Secondo il Cardinale Scola “c’è bisogno di liberalizzare la scuola nell’ottica di una nuova laicità, che esca da un puro schema dialettico del rapporto Stato-Chiesa e raccolga le istanze di una profonda democrazia fatta di ‘libertà realizzate’ come atto di coraggio di una radicale scelta del Paese per realizzare appieno la libertà dell’educazione”.
Secondo il Cardinale Scola, il modello unico, come chiama quello dello Stato, limiterebbe la libertà del Paese, ridurrebbe la scuola e l’università a Cenerentole.
La sua proposta alternativa? Lo Stato si limiti a ‘governare’ la scuola. Eviti di gestirla.
Questo perché la tanto invocata scuola pubblica, quella dello Stato, è tale solo ‘de iure, de facto diventa privata’ , finendo nelle mani di gruppi egemonici.
Allo stesso Cardinale Scola non sembra che il sistema scolastico italiano sia, come dovrebbe, essere, rispettoso della Costituzione in cui si parla di ‘libera Chiesa in libero Stato’.
Affermazioni, come ognuno può costatare, troppo pesanti tanto che, immediatamente …metabolizzate dalla maggioranza governativa e dall’opposizione di centro-destra hanno spinto subito il Ministro della P.I. a rispondere nella sede istituzionale, anche se a titolo personale.
Il Ministro Fioroni ha risposto, ovviamente a titolo personale, ma è ovvio che una risposta, anzi più risposte, dovranno essere date perché sia chiara la posizione del governo nei riguardi della scuola che l’attuale maggioranza governativa vorrà costruire per il futuro.
Nel rispondere ad un’interrogazione parlamentare degli onorevoli Aprea e Baldelli, della Casa delle Libertà, il Ministro Fioroni, dopo aver dichiarato che il Patriarca di Venezia ha toccato temi che esigono una riflessione, ha detto che come Ministro della P.I. non si sottrarrà a discutere del problema “nell’interesse della scuola italiana che è scuola di tutti e per tutti”.
Lungo e motivato è stato il suo intervento in cui, pur avendo ricordato il superamento del “mito della scuola unica” ha affermato che, a suo parere, “aprire al mercato significa rispondere non alla logica della competizione sull’eccellenza, ma alla logica ferrea dell’azienda, in cui si configura il rapporto tra costi e benefici”.
Si poi chiesto che “rispetto ad una scuola aperta al mercato, nei settemila comuni italiani con meno di cinquemila abitanti, nelle zone montane, sismiche, disagiate, degradate, a chi sarà affidata la responsabilità dell’apertura degli istituti e della comunità scolastica?”
Ha poi aggiunto che aprire una scuola non statale al centro di grandi città come Roma, Milano, Torino o Napoli è sicuramente cosa molto facile.

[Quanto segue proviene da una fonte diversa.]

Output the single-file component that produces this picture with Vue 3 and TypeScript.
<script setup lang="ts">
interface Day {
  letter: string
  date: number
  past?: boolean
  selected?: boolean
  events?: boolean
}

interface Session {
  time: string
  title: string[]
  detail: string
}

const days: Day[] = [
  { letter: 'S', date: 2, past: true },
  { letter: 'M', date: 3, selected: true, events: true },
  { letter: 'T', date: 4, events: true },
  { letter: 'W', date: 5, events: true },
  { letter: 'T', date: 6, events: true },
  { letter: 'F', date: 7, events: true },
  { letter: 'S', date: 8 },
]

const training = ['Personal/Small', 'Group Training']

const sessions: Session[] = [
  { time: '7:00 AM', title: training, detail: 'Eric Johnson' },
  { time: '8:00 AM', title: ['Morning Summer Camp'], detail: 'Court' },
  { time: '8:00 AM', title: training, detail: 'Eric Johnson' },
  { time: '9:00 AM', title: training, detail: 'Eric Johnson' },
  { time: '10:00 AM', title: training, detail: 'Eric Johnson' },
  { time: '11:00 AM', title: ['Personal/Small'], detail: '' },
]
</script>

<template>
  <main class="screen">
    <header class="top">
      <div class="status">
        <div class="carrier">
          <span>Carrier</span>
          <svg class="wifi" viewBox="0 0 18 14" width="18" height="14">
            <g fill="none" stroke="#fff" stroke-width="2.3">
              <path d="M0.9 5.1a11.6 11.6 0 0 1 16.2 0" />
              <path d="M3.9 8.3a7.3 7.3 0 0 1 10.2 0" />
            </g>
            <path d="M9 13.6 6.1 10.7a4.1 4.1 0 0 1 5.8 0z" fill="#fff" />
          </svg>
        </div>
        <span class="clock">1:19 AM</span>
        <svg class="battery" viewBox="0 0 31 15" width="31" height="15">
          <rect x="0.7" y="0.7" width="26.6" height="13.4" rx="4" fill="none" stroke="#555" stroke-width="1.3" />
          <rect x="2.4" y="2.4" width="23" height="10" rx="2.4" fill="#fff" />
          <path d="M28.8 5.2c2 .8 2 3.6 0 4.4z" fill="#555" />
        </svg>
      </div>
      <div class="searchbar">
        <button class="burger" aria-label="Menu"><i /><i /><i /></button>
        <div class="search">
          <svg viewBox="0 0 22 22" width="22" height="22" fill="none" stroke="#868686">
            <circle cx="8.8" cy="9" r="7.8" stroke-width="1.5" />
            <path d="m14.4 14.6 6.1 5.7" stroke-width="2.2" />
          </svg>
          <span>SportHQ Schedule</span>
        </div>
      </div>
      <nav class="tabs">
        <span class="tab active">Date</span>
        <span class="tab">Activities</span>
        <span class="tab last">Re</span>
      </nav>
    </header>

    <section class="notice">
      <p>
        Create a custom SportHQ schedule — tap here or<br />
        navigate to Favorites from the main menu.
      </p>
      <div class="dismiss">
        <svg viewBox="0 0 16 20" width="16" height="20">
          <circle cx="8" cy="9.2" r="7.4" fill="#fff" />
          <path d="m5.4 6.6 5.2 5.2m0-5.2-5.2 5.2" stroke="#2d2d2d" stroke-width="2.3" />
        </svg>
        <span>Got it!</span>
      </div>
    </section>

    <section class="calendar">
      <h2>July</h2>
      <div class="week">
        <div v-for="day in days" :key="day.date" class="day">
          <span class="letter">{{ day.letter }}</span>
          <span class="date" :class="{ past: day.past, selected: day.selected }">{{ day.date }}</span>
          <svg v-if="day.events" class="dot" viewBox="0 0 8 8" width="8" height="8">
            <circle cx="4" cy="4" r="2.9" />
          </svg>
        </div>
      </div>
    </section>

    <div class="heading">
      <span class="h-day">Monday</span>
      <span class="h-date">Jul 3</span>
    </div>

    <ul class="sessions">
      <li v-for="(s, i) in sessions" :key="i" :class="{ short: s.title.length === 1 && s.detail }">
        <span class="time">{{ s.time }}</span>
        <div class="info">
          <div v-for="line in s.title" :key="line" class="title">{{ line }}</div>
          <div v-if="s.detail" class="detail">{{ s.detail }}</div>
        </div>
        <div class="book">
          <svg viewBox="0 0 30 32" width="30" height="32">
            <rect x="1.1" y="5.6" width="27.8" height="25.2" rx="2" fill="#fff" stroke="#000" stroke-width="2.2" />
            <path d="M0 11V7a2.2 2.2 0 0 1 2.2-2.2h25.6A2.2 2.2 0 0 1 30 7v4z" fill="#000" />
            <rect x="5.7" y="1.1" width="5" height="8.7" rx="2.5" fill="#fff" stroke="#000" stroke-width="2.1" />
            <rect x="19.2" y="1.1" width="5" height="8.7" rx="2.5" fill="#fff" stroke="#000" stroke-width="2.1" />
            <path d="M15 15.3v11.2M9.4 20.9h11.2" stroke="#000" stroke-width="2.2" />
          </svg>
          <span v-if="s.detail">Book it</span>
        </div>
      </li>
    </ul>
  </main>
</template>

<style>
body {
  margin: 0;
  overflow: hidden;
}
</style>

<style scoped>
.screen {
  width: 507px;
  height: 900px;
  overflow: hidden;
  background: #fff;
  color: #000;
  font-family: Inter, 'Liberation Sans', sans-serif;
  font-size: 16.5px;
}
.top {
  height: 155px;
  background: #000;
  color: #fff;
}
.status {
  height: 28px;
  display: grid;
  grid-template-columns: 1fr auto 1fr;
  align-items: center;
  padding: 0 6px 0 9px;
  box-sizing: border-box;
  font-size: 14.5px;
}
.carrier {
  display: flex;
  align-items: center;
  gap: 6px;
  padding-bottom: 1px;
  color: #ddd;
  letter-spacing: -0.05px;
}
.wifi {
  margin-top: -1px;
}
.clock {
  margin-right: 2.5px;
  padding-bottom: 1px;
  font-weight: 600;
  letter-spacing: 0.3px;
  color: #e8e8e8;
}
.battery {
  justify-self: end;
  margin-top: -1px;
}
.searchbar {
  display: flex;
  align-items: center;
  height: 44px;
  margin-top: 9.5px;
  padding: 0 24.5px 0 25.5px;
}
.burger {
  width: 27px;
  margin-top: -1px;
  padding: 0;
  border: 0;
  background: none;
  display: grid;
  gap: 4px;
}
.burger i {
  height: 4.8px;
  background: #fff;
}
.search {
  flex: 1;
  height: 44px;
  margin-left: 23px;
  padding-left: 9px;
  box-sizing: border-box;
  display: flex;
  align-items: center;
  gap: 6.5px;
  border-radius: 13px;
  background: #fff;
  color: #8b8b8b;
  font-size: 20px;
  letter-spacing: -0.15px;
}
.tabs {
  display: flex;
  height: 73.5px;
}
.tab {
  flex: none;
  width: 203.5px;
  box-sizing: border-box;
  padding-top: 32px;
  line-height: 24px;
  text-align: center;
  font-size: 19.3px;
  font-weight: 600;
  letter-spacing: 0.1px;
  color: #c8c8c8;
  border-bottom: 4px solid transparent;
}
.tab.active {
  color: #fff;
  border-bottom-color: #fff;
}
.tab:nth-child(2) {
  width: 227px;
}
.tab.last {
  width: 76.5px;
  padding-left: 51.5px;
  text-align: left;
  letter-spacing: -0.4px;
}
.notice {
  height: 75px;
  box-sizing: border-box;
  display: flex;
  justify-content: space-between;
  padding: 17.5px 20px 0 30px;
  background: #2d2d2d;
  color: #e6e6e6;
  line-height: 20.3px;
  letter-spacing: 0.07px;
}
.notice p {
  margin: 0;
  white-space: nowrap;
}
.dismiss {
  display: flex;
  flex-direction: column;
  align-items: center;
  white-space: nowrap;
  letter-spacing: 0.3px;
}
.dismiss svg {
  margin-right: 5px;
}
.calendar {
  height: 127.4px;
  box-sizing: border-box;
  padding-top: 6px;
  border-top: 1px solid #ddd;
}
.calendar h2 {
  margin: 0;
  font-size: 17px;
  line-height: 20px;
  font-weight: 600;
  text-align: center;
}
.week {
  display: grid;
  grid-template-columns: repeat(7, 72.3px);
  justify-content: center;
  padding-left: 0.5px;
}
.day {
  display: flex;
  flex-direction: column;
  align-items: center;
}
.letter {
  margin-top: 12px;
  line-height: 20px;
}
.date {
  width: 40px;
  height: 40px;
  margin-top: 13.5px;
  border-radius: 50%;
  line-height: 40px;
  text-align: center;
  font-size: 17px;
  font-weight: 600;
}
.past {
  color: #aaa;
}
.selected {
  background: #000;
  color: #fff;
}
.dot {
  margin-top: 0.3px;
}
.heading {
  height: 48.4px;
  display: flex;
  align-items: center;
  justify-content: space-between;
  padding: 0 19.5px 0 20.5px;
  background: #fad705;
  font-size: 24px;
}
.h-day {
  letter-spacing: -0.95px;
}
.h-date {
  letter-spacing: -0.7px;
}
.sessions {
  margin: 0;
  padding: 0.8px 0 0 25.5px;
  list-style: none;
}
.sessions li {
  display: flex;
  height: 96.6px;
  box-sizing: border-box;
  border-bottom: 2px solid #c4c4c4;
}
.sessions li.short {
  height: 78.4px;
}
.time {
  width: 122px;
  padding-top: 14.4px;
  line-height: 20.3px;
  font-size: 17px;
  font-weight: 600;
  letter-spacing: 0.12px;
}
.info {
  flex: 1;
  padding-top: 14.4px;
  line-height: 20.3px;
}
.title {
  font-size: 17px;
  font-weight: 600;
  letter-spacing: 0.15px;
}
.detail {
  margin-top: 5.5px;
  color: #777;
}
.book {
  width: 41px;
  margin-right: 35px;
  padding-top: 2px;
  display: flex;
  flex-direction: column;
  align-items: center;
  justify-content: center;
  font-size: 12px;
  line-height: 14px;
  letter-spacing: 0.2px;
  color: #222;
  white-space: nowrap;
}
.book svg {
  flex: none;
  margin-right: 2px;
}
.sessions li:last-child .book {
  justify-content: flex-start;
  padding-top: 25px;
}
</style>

Non altrettanto facile sarebbe trovare privati nei piccoli comuni.
Chi darà le risposte, si è chiesto ancora il Ministro Fioroni, ai bambini diversamente abili o ai figli degli immigrati, ai figli dei rom?

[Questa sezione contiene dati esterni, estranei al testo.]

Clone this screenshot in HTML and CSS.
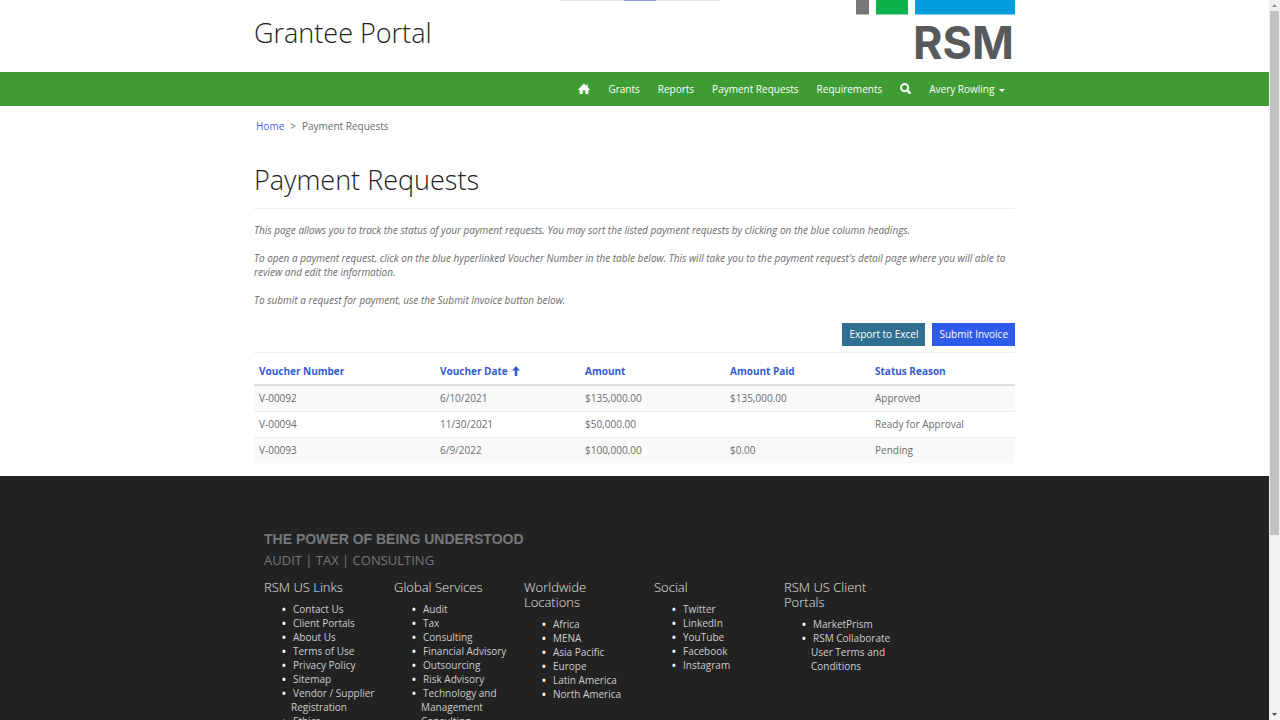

Sul tema, come è prevedibile, si aprirà un dibattito che occuperà le discussioni dei tempi che stanno per venire. È giusto, del resto che ciò avvenga. È auspicabile che sia alimentato da più parti e con argomentazioni serie e, per quanto possibile, libere da pregiudizi.
La risposta data dal Ministro Fioroni è sicuramente apprezzabile per la tempestività con cui è venuta e perché denota un’attenzione ai problemi reali della scuola di oggi, della scuola vissuta dagli studenti tutti i giorni. Attenzione che è mancata nel quinquennio che si è chiuso con la gestione del centro-destra, quando la politica scolastica del Ministro Moratti era cieca e sorda a quanto vibrava fuori dalla scuola.
Ha bisogno, nondimeno, di essere approfondita chiamando in causa le ragioni, di natura storica, politica, culturale, ecc., sottese all’idea di scuola pubblica dello Stato che è scuola di tutti, nel senso ovviamente, di ciascuno.